§ Stated exercise
Write out the listing below exactly, and omit any images you find in it.

§ Supplied material
___

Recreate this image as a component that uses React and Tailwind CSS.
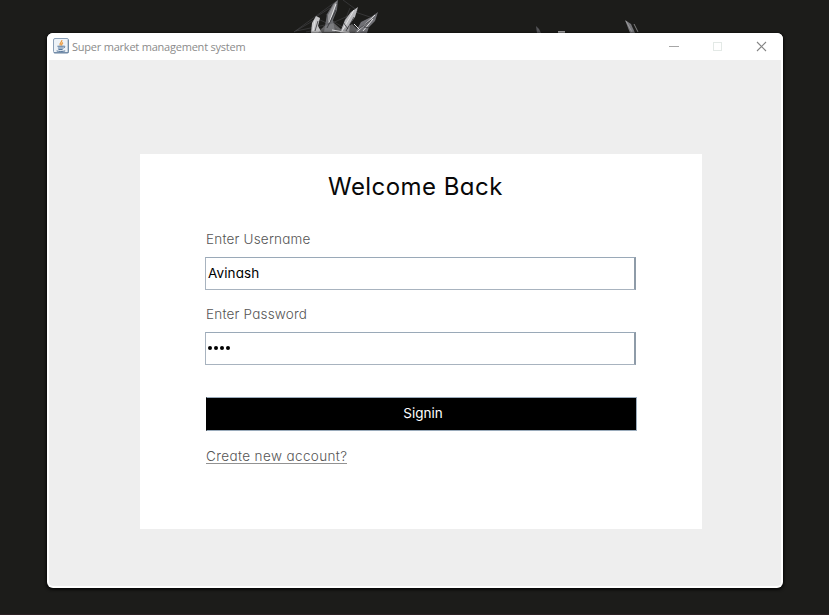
const FEATURES = "font-[Inter,sans-serif] [font-feature-settings:'cv11'] whitespace-nowrap";

function Wallpaper() {
  return (
    <svg className="absolute left-0 top-0" width="829" height="33" viewBox="0 0 829 33" fill="none">
      <g stroke="#55565a" strokeWidth="0.6" opacity="0.75">
        <path d="M294 32 338 0M294 32 316 19M296 31 330 24 357 12M338 0 328 18 352 33M343 0 358 11M316 17 330 8M355 12 376 19M318 19 346 32M326 14 340 32M350 8 340 33M306 32 326 28" />
      </g>
      <path d="M311 33 312 23 316 16 320 18 318 26 322 33Z" fill="#c4c4c6" />
      <path d="M324 32 327 14 333 4 338 0 337 10 333 20 335 32Z" fill="#68696d" />
      <path d="M328 15 334 4 337 1 333 14 328 23Z" fill="#99999c" />
      <path d="M340 33 345 20 351 12 358 7 355 17 350 24 349 33Z" fill="#b9b9bc" />
      <path d="M355 33 361 22 371 17 378 12 375 21 369 27 367 33Z" fill="#707075" />
      <path d="M318 33 324 26 334 23 342 30 352 24 361 33Z" fill="#88888c" opacity="0.6" />
      <g stroke="#e2e2e3" strokeWidth="1">
        <path d="M313 31 315 20M329 23 336 4M342 31 354 10M332 30 350 33M357 32 375 15M363 31 373 19M354 24 360 30" />
      </g>
      <g stroke="#26262a" strokeWidth="0.7">
        <path d="M327 28 336 10M346 31 354 17M359 29 371 20M315 31 318 21M348 29 343 22M364 27 370 28" />
      </g>
      <path d="M536 26 539 29 541 33 537 33Z" fill="#56565a" />
      <path d="M558 31h7v2h-7z" fill="#a5a5a6" />
      <path d="M625 20 631 24 635 33 630 33Z" fill="#77777b" />
      <path d="M626 21 632 32M634 24 638 32" stroke="#a9a9ab" strokeWidth="0.7" />
    </svg>
  );
}

function JavaIcon() {
  return (
    <svg className="block shrink-0" width="16" height="16" viewBox="0 0 16 16" fill="none">
      <rect x="0.5" y="0.5" width="15" height="14.5" rx="1.5" fill="#edf2f7" stroke="#8ba0b8" />
      <path d="M1 14.7h14.2V2" stroke="#65819f" />
      <path d="M8.8 2.2C9.3 4.4 6 4.6 7.3 7.4M10 4.6C8.4 5.6 8.7 6.2 8.6 7.6" stroke="#ec9a3c" strokeWidth="1.3" />
      <path d="M4.4 8.2h6.2M4.9 10h5.2M5.4 11.5h4.2" stroke="#55779d" strokeWidth="1.1" />
      <path d="M10.5 8.2c2-.4 1.8 1.5-.2 1.8M3.6 12.9c2 .7 6.4.7 8.6 0" stroke="#4b6d94" />
    </svg>
  );
}

function TitleBar() {
  return (
    <header className="flex h-[27px] shrink-0 items-center bg-white pl-[6px] pr-[15px]">
      <div className="-mt-[2px]"><JavaIcon /></div>
      <span className="ml-[3px] whitespace-nowrap font-['Open_Sans',sans-serif] text-[11px] leading-4 tracking-[-0.22px] text-[#8b8b8b]">
        Super market management system
      </span>
      <div className="ml-auto flex items-center">
        <svg className="block" width="100" height="12" viewBox="0 0 100 12" fill="none">
          <path d="M1 5.5h10" stroke="#a6a6a6" />
          <rect x="45.5" y="1.5" width="8" height="8" stroke="#e3e9e6" />
          <path d="m89 1 9 9M98 1l-9 9" stroke="#858585" strokeWidth="1.1" />
        </svg>
      </div>
    </header>
  );
}

function Field({ label, children }) {
  return (
    <div className="h-[75px]">
      <div className={`${FEATURES} h-[28px] text-[13.5px] font-light leading-[20px] tracking-[0.2px] text-[#555555]`}>{label}</div>
      <div className="-ml-px flex h-[33px] w-[431px] items-center border border-r-2 border-[#a8b3bf] border-r-[#8e9ba8] border-t-[#9aa9b8] bg-white pb-px pl-[2px]">
        {children}
      </div>
    </div>
  );
}

export default function App() {
  return (
    <div className="relative h-[615px] w-[829px] overflow-hidden border-b border-[#2a2023] bg-[#1c1c1a] pl-[47px] pt-[33px]">
      <Wallpaper />
      <div className="relative flex h-[555px] w-[736px] flex-col overflow-hidden rounded-[6px] bg-white shadow-[0_1px_3px_1px_#080808]">
        <TitleBar />
        <main className="mx-[2px] mb-[2px] flex-1 rounded-b-[4px] bg-[#eeeeee] pl-[91px] pt-[94px]">
          <section className="h-[375px] w-[562px] bg-white pl-[66px] pt-[17px]">
            <h1 className={`${FEATURES} ml-[122px] h-[58px] text-[24px] font-normal leading-[32px] tracking-[0.45px] text-[#080808]`}>
              Welcome Back
            </h1>
            <div>
              <Field label="Enter Username">
                <span className={`${FEATURES} text-[13.5px] leading-5 tracking-[0.1px] text-black`}>Avinash</span>
              </Field>
              <Field label="Enter Password">
                <div className="flex gap-[2px] pr-px">
                  {[0, 1, 2, 3].map((i) => (
                    <i key={i} className="size-[4px] rounded-full bg-black" />
                  ))}
                </div>
              </Field>
            </div>
            <div className="mt-[18px] flex h-[34px] w-[431px] justify-center border border-[#9aabbb] border-l-black bg-black pt-[5px]">
              <span className={`${FEATURES} pl-[3px] text-[13.5px] leading-5 text-white`}>Signin</span>
            </div>
            <div className="flex pt-[15px]">
              <a className={`${FEATURES} h-[18px] border-b border-[#929292] text-[13.5px] font-light leading-[20px] tracking-[0.38px] text-[#555555]`}>
                Create new account?
              </a>
            </div>
          </section>
        </main>
      </div>
    </div>
  );
}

___

§ Result
Recreate this image as a component that uses React and Tailwind CSS.
const FEATURES = "font-[Inter,sans-serif] [font-feature-settings:'cv11'] whitespace-nowrap";

function Wallpaper() {
  return (
    <svg className="absolute left-0 top-0" width="829" height="33" viewBox="0 0 829 33" fill="none">
      <g stroke="#55565a" strokeWidth="0.6" opacity="0.75">
        <path d="M294 32 338 0M294 32 316 19M296 31 330 24 357 12M338 0 328 18 352 33M343 0 358 11M316 17 330 8M355 12 376 19M318 19 346 32M326 14 340 32M350 8 340 33M306 32 326 28" />
      </g>
      <path d="M311 33 312 23 316 16 320 18 318 26 322 33Z" fill="#c4c4c6" />
      <path d="M324 32 327 14 333 4 338 0 337 10 333 20 335 32Z" fill="#68696d" />
      <path d="M328 15 334 4 337 1 333 14 328 23Z" fill="#99999c" />
      <path d="M340 33 345 20 351 12 358 7 355 17 350 24 349 33Z" fill="#b9b9bc" />
      <path d="M355 33 361 22 371 17 378 12 375 21 369 27 367 33Z" fill="#707075" />
      <path d="M318 33 324 26 334 23 342 30 352 24 361 33Z" fill="#88888c" opacity="0.6" />
      <g stroke="#e2e2e3" strokeWidth="1">
        <path d="M313 31 315 20M329 23 336 4M342 31 354 10M332 30 350 33M357 32 375 15M363 31 373 19M354 24 360 30" />
      </g>
      <g stroke="#26262a" strokeWidth="0.7">
        <path d="M327 28 336 10M346 31 354 17M359 29 371 20M315 31 318 21M348 29 343 22M364 27 370 28" />
      </g>
      <path d="M536 26 539 29 541 33 537 33Z" fill="#56565a" />
      <path d="M558 31h7v2h-7z" fill="#a5a5a6" />
      <path d="M625 20 631 24 635 33 630 33Z" fill="#77777b" />
      <path d="M626 21 632 32M634 24 638 32" stroke="#a9a9ab" strokeWidth="0.7" />
    </svg>
  );
}

function JavaIcon() {
  return (
    <svg className="block shrink-0" width="16" height="16" viewBox="0 0 16 16" fill="none">
      <rect x="0.5" y="0.5" width="15" height="14.5" rx="1.5" fill="#edf2f7" stroke="#8ba0b8" />
      <path d="M1 14.7h14.2V2" stroke="#65819f" />
      <path d="M8.8 2.2C9.3 4.4 6 4.6 7.3 7.4M10 4.6C8.4 5.6 8.7 6.2 8.6 7.6" stroke="#ec9a3c" strokeWidth="1.3" />
      <path d="M4.4 8.2h6.2M4.9 10h5.2M5.4 11.5h4.2" stroke="#55779d" strokeWidth="1.1" />
      <path d="M10.5 8.2c2-.4 1.8 1.5-.2 1.8M3.6 12.9c2 .7 6.4.7 8.6 0" stroke="#4b6d94" />
    </svg>
  );
}

function TitleBar() {
  return (
    <header className="flex h-[27px] shrink-0 items-center bg-white pl-[6px] pr-[15px]">
      <div className="-mt-[2px]"><JavaIcon /></div>
      <span className="ml-[3px] whitespace-nowrap font-['Open_Sans',sans-serif] text-[11px] leading-4 tracking-[-0.22px] text-[#8b8b8b]">
        Super market management system
      </span>
      <div className="ml-auto flex items-center">
        <svg className="block" width="100" height="12" viewBox="0 0 100 12" fill="none">
          <path d="M1 5.5h10" stroke="#a6a6a6" />
          <rect x="45.5" y="1.5" width="8" height="8" stroke="#e3e9e6" />
          <path d="m89 1 9 9M98 1l-9 9" stroke="#858585" strokeWidth="1.1" />
        </svg>
      </div>
    </header>
  );
}

function Field({ label, children }) {
  return (
    <div className="h-[75px]">
      <div className={`${FEATURES} h-[28px] text-[13.5px] font-light leading-[20px] tracking-[0.2px] text-[#555555]`}>{label}</div>
      <div className="-ml-px flex h-[33px] w-[431px] items-center border border-r-2 border-[#a8b3bf] border-r-[#8e9ba8] border-t-[#9aa9b8] bg-white pb-px pl-[2px]">
        {children}
      </div>
    </div>
  );
}

export default function App() {
  return (
    <div className="relative h-[615px] w-[829px] overflow-hidden border-b border-[#2a2023] bg-[#1c1c1a] pl-[47px] pt-[33px]">
      <Wallpaper />
      <div className="relative flex h-[555px] w-[736px] flex-col overflow-hidden rounded-[6px] bg-white shadow-[0_1px_3px_1px_#080808]">
        <TitleBar />
        <main className="mx-[2px] mb-[2px] flex-1 rounded-b-[4px] bg-[#eeeeee] pl-[91px] pt-[94px]">
          <section className="h-[375px] w-[562px] bg-white pl-[66px] pt-[17px]">
            <h1 className={`${FEATURES} ml-[122px] h-[58px] text-[24px] font-normal leading-[32px] tracking-[0.45px] text-[#080808]`}>
              Welcome Back
            </h1>
            <div>
              <Field label="Enter Username">
                <span className={`${FEATURES} text-[13.5px] leading-5 tracking-[0.1px] text-black`}>Avinash</span>
              </Field>
              <Field label="Enter Password">
                <div className="flex gap-[2px] pr-px">
                  {[0, 1, 2, 3].map((i) => (
                    <i key={i} className="size-[4px] rounded-full bg-black" />
                  ))}
                </div>
              </Field>
            </div>
            <div className="mt-[18px] flex h-[34px] w-[431px] justify-center border border-[#9aabbb] border-l-black bg-black pt-[5px]">
              <span className={`${FEATURES} pl-[3px] text-[13.5px] leading-5 text-white`}>Signin</span>
            </div>
            <div className="flex pt-[15px]">
              <a className={`${FEATURES} h-[18px] border-b border-[#929292] text-[13.5px] font-light leading-[20px] tracking-[0.38px] text-[#555555]`}>
                Create new account?
              </a>
            </div>
          </section>
        </main>
      </div>
    </div>
  );
}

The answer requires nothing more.